2014/5/1UP


フィルムカメラ

 「一眼レフを使うの初めてなんですよ」と4月から市の広報になったFさんに言われ、私も初めてカメラを手にした10数年前を思い出しました。入社早々、写真部の勧めで買ったのはフィルムカメラのニコンF60。絞り、シャッタースピード、ISO感度と被写体深度の関係など基本事項を研修で教わりましたが、何がなんだか分かりません。習うより慣れろということで、フィルムを何本も無駄にしました。高校野球の取材で手渡されたのは、連写の効くモータードライブ付きのF3。

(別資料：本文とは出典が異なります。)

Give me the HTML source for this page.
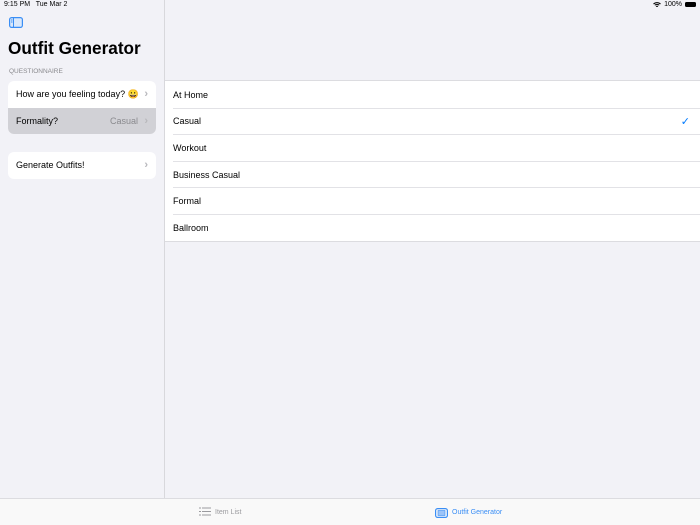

ずしりと重い上にマニュアルフォーカスで、素人の身には使いづらいものでした。「インパクトの瞬間を捕らえた」と思っても、現像するとピントが甘く、球が写っていないことがしばしば。「使える写真がない」とよく叱られました。フィルムカメラを使ったのは最初の1年だけで、翌年以降は全社的にデジタルカメラが配備されました。当初のデジカメは選挙の万歳シーンでも「すみません、ちょっと手を挙げたまま止まってください」と頼まないといけないほどでしたが、そんな状況もすぐに解消されました。支局で現在使用しているカメラはキャノンEOS―kissです。何台か別の機種を経て2006年に配備され、記者が代々引き継いでいます。デジカメになって写真の処理や送稿のスピードは格段に速まりました。撮ってすぐ写真の出来を確認でき、失敗することも少なくなりました。しかし時折、「フィルムの時の方が、みんなもっと考えて写真を撮っていたような気がするよ」という引退されたデスクの言葉が思い起こされます。